TASK INPUT »
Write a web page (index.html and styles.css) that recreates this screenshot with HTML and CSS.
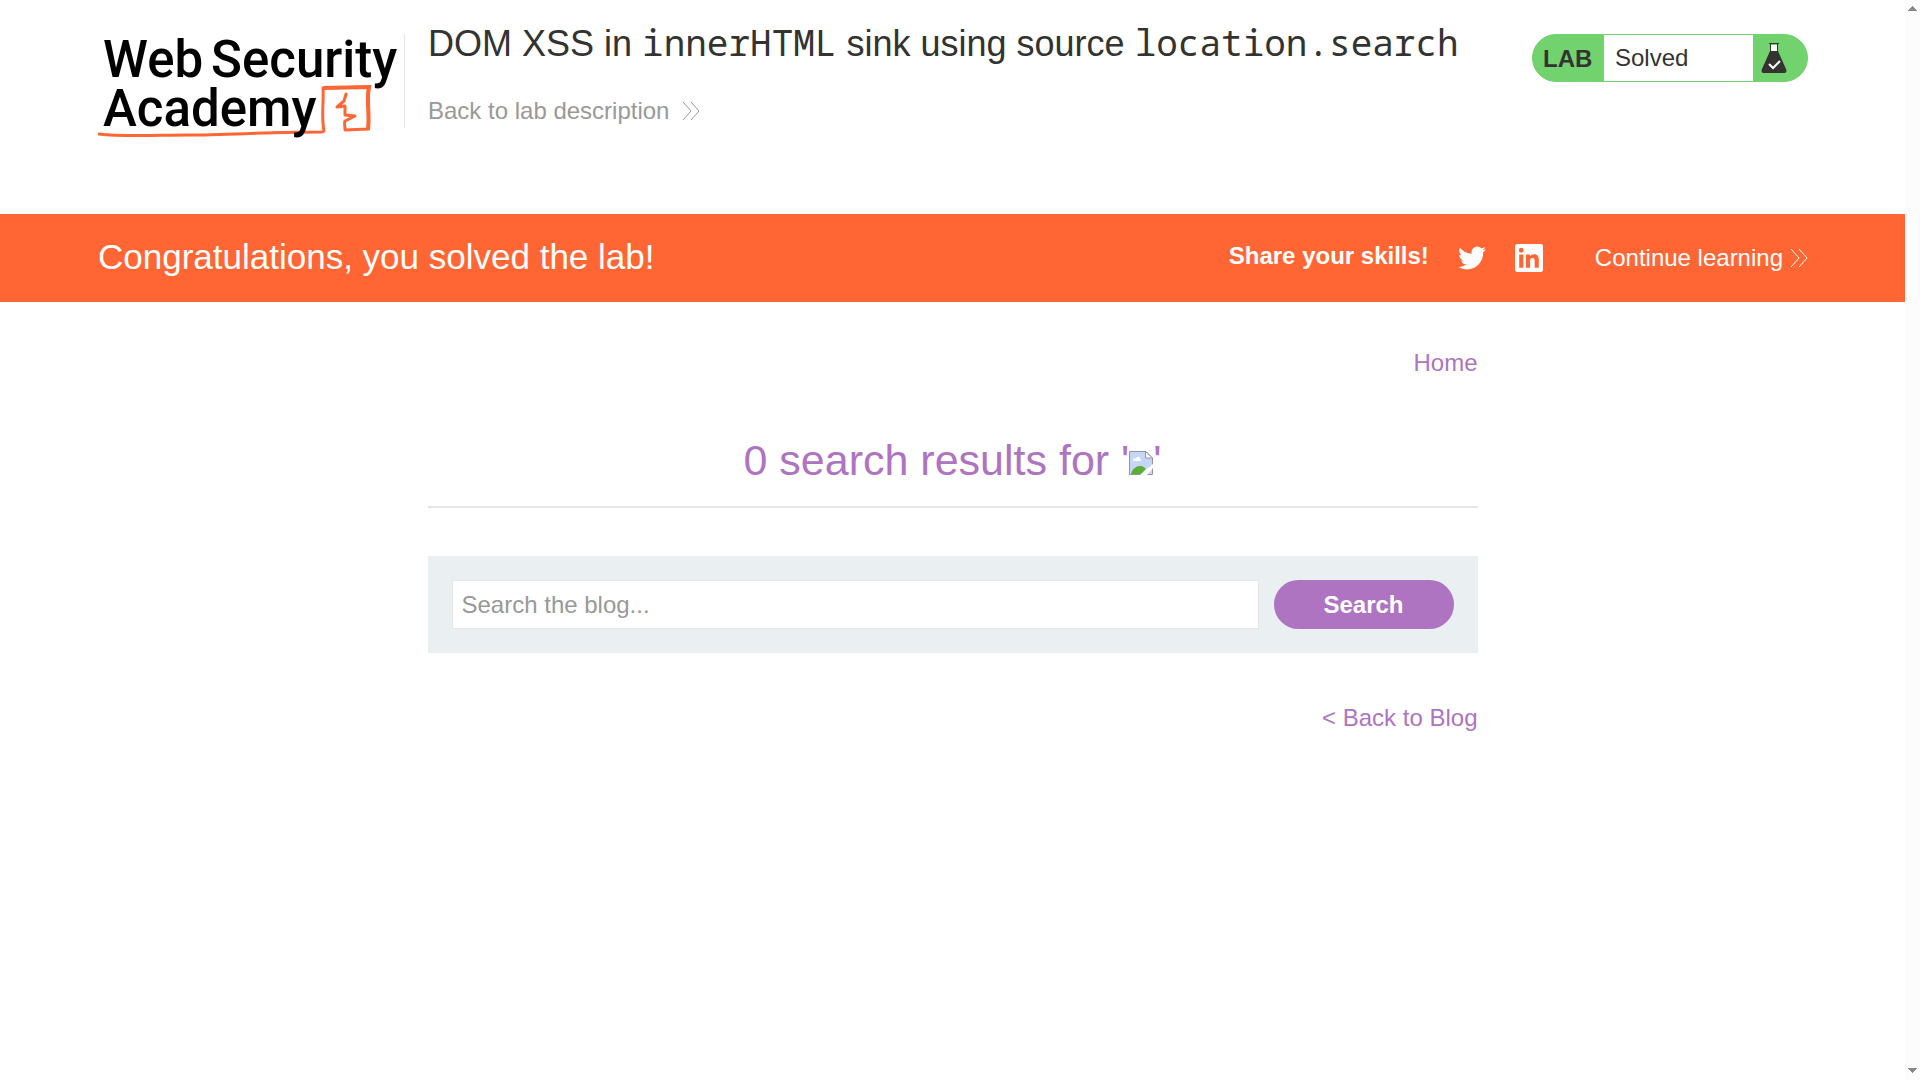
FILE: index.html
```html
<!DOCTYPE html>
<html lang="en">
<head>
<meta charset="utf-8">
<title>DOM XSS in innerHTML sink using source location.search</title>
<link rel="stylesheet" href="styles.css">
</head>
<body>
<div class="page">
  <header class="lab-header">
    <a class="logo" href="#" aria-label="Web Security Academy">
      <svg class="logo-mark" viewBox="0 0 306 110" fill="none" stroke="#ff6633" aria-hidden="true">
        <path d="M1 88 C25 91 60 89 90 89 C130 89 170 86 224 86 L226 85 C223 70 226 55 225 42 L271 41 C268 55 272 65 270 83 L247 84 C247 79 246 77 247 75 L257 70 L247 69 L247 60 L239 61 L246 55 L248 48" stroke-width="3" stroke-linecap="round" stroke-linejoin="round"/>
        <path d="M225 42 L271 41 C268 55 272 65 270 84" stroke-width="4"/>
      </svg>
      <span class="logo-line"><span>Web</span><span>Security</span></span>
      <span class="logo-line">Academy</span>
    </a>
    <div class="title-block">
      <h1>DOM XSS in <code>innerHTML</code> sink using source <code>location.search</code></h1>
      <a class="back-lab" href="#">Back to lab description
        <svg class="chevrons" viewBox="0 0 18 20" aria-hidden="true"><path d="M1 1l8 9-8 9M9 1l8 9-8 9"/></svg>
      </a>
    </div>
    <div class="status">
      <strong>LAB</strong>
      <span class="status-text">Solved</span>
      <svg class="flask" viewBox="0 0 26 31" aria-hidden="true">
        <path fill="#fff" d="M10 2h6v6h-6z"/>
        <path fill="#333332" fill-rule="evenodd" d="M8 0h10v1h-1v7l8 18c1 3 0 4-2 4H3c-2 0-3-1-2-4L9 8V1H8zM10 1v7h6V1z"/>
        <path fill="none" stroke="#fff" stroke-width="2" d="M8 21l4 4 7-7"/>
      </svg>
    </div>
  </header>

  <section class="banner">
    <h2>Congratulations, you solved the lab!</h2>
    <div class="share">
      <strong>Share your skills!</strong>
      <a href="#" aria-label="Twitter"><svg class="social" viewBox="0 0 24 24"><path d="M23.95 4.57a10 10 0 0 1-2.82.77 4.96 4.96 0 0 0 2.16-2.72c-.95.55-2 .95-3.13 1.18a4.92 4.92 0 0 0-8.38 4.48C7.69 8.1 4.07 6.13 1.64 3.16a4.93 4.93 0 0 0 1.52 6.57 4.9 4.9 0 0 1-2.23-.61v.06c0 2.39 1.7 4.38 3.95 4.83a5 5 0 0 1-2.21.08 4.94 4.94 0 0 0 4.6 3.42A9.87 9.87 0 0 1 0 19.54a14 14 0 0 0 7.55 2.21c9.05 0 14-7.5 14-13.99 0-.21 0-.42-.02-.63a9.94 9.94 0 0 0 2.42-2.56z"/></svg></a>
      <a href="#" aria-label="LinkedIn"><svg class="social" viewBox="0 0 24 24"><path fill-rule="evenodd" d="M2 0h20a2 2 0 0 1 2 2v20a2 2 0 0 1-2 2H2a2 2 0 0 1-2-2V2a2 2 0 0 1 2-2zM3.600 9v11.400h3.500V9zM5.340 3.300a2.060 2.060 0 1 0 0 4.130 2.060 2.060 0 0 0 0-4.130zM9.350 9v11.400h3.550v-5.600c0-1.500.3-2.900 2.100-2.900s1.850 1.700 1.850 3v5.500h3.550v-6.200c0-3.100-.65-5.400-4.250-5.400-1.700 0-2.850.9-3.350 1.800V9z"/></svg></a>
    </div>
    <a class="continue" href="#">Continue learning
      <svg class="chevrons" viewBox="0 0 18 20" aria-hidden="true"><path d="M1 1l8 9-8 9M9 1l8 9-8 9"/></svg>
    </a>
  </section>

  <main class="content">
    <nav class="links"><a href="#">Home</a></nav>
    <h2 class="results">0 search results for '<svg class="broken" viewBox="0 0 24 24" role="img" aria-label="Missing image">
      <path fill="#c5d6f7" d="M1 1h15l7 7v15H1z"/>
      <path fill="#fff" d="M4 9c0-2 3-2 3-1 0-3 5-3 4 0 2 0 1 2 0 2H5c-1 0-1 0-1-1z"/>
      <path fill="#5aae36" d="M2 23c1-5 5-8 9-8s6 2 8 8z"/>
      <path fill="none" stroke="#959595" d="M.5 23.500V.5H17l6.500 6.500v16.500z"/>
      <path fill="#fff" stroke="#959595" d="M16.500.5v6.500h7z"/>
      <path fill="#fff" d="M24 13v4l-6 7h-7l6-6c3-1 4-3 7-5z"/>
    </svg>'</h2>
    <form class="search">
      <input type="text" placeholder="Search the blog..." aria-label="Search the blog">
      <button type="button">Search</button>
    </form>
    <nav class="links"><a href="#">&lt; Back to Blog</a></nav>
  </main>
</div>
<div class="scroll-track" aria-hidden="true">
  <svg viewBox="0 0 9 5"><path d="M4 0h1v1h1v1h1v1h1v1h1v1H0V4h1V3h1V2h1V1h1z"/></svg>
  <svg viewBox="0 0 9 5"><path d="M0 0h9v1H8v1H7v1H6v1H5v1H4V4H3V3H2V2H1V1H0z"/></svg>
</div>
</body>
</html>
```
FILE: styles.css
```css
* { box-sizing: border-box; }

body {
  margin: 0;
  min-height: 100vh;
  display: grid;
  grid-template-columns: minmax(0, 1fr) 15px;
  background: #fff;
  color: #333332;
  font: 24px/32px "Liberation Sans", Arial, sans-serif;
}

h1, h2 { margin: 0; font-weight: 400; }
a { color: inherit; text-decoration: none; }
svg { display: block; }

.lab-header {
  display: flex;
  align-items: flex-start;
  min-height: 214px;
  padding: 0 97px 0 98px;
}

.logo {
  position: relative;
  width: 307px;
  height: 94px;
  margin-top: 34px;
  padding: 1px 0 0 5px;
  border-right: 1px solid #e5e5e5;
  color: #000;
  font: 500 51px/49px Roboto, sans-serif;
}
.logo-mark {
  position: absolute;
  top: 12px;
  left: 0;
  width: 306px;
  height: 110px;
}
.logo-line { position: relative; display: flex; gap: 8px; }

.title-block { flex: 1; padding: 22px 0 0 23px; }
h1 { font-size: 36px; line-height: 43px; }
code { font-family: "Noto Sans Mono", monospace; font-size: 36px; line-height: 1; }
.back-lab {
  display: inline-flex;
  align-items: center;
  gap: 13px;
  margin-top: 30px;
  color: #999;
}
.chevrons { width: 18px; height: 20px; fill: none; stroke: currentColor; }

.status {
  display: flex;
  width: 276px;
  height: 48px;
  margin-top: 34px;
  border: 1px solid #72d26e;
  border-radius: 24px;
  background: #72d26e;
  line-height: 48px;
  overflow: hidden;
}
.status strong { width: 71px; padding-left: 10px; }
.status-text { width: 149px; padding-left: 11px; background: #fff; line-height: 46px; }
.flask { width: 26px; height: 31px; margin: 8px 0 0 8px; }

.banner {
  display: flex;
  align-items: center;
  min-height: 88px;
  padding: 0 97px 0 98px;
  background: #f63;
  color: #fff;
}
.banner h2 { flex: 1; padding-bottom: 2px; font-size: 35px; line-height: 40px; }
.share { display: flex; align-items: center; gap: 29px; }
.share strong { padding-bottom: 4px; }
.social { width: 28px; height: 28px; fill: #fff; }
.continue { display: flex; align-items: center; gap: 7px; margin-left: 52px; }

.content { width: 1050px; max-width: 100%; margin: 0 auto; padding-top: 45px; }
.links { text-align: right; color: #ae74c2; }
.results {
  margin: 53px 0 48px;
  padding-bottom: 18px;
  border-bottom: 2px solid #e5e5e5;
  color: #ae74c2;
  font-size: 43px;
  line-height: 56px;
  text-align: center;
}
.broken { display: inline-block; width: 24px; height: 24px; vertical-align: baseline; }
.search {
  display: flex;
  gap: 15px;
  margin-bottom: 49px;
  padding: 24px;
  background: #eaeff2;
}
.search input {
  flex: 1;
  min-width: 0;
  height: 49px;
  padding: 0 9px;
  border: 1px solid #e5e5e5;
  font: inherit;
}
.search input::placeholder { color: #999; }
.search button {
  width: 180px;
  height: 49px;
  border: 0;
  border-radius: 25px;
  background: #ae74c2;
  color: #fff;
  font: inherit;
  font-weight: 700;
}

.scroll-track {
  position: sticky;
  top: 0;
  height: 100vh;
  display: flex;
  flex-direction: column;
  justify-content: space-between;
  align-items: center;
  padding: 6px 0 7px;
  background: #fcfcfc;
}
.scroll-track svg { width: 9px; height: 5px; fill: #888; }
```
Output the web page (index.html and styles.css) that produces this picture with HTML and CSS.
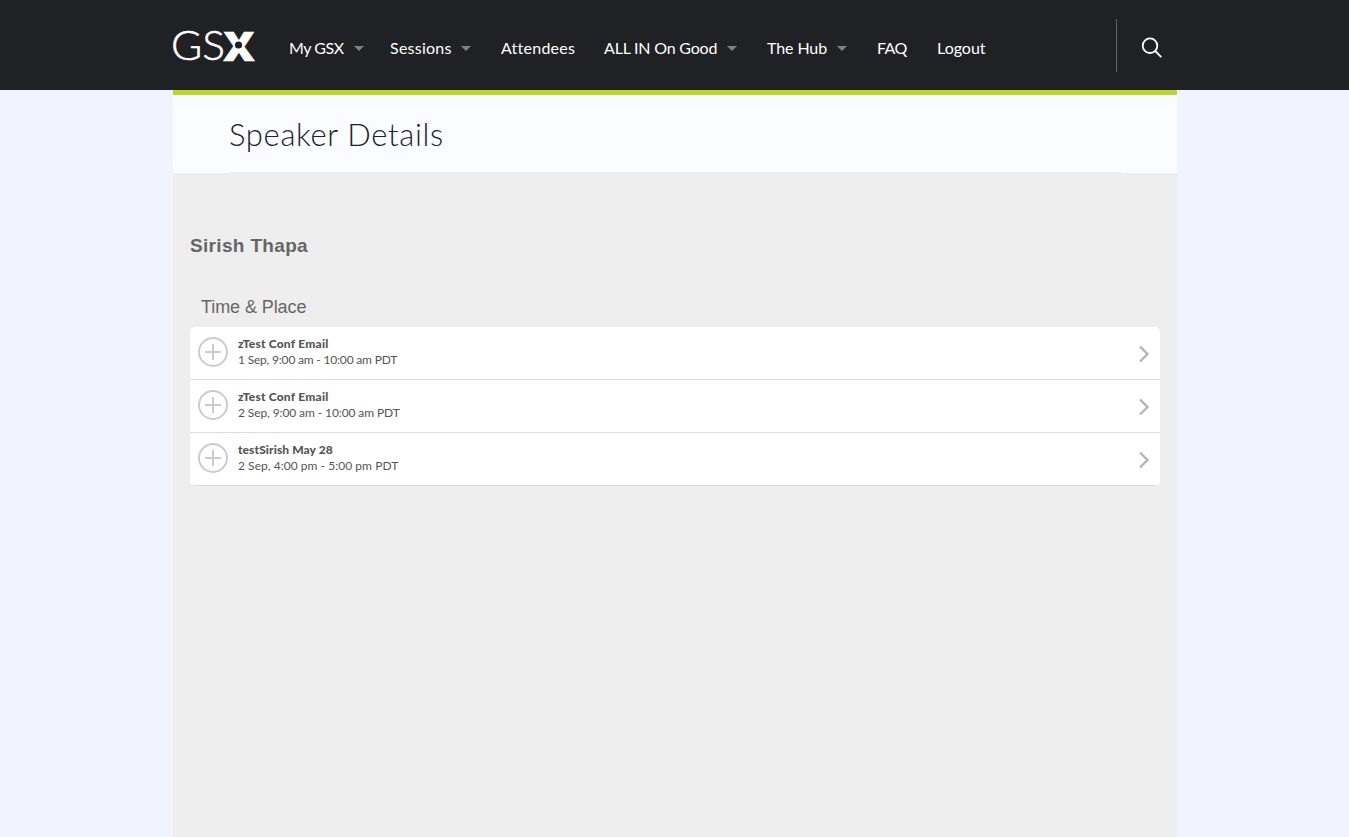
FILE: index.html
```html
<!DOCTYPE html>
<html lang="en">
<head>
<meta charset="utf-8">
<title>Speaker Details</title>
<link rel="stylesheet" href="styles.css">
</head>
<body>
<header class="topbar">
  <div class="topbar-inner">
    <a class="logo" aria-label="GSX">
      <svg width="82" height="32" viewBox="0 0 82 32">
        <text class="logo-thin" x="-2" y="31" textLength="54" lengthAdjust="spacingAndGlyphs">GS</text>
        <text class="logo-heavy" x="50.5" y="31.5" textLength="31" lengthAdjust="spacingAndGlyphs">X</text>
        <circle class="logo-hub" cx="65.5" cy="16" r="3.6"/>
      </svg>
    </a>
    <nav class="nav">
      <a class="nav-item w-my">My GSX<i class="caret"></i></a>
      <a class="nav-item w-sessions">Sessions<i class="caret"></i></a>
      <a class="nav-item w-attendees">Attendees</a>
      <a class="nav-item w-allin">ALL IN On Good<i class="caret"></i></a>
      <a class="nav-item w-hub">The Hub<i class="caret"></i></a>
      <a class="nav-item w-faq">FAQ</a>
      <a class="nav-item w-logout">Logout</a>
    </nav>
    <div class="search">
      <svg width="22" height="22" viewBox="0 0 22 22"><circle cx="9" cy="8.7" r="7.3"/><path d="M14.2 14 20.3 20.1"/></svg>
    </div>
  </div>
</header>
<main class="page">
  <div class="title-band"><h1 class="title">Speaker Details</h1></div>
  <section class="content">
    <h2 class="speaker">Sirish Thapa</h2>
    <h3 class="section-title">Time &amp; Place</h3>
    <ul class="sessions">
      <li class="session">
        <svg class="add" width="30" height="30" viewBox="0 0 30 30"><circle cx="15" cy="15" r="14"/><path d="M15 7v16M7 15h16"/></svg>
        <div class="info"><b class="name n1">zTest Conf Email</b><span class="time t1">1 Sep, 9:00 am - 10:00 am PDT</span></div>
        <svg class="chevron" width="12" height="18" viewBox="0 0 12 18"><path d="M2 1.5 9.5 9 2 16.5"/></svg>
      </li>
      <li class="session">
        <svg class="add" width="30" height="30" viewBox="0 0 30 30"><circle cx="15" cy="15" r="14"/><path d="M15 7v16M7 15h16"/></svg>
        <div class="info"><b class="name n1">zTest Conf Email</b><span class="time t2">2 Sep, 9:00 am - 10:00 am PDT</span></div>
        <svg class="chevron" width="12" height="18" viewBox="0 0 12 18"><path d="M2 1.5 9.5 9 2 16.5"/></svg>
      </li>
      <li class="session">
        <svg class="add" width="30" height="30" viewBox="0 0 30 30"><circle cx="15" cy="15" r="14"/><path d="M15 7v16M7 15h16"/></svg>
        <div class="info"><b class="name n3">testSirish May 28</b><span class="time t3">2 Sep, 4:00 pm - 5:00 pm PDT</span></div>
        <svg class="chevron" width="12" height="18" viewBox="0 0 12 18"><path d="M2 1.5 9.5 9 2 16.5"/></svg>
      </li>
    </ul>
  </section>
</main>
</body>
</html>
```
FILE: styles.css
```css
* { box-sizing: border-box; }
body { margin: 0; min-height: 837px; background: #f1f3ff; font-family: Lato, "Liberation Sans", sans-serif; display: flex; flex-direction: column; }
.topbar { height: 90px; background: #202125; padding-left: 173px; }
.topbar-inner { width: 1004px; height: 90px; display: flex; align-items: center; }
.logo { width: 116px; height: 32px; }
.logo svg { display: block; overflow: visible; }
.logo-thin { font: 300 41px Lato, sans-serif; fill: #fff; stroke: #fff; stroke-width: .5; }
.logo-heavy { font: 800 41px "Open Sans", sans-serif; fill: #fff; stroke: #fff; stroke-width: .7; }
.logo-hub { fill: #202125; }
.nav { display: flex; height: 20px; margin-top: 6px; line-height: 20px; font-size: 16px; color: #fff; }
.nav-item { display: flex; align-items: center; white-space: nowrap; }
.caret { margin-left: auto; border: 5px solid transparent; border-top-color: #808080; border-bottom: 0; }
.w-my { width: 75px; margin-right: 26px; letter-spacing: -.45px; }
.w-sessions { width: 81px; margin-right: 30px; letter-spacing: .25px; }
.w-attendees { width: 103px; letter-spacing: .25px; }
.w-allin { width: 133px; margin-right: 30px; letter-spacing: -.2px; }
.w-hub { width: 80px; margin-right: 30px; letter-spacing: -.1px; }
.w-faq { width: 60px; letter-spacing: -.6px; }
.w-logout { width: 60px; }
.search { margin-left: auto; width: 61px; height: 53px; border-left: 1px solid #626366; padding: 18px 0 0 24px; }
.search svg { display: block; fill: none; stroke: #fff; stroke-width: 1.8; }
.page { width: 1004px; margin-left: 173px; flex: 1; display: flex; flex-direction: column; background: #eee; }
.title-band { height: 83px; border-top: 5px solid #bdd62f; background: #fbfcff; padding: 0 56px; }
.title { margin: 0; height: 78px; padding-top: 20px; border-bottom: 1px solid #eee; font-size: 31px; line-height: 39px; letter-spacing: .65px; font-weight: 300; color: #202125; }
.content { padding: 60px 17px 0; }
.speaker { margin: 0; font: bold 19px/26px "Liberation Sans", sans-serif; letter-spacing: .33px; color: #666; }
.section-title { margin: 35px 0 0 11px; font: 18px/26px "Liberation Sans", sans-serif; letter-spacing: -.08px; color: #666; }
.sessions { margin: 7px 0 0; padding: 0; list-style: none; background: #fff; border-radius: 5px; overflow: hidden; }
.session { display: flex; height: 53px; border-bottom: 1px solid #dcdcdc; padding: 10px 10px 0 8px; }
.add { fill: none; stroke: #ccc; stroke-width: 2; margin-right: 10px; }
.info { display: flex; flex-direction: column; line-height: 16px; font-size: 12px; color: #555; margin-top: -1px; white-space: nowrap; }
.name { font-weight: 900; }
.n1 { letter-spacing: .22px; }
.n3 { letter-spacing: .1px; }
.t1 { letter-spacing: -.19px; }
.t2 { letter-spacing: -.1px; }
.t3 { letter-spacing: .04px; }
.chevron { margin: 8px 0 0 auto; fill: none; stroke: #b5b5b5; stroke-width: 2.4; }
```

WHAT TO PRODUCE » Scan the records above for the string "this", then select every line that holds it.

OUTPUT »
Write a web page (index.html and styles.css) that recreates this screenshot with HTML and CSS.
Output the web page (index.html and styles.css) that produces this picture with HTML and CSS.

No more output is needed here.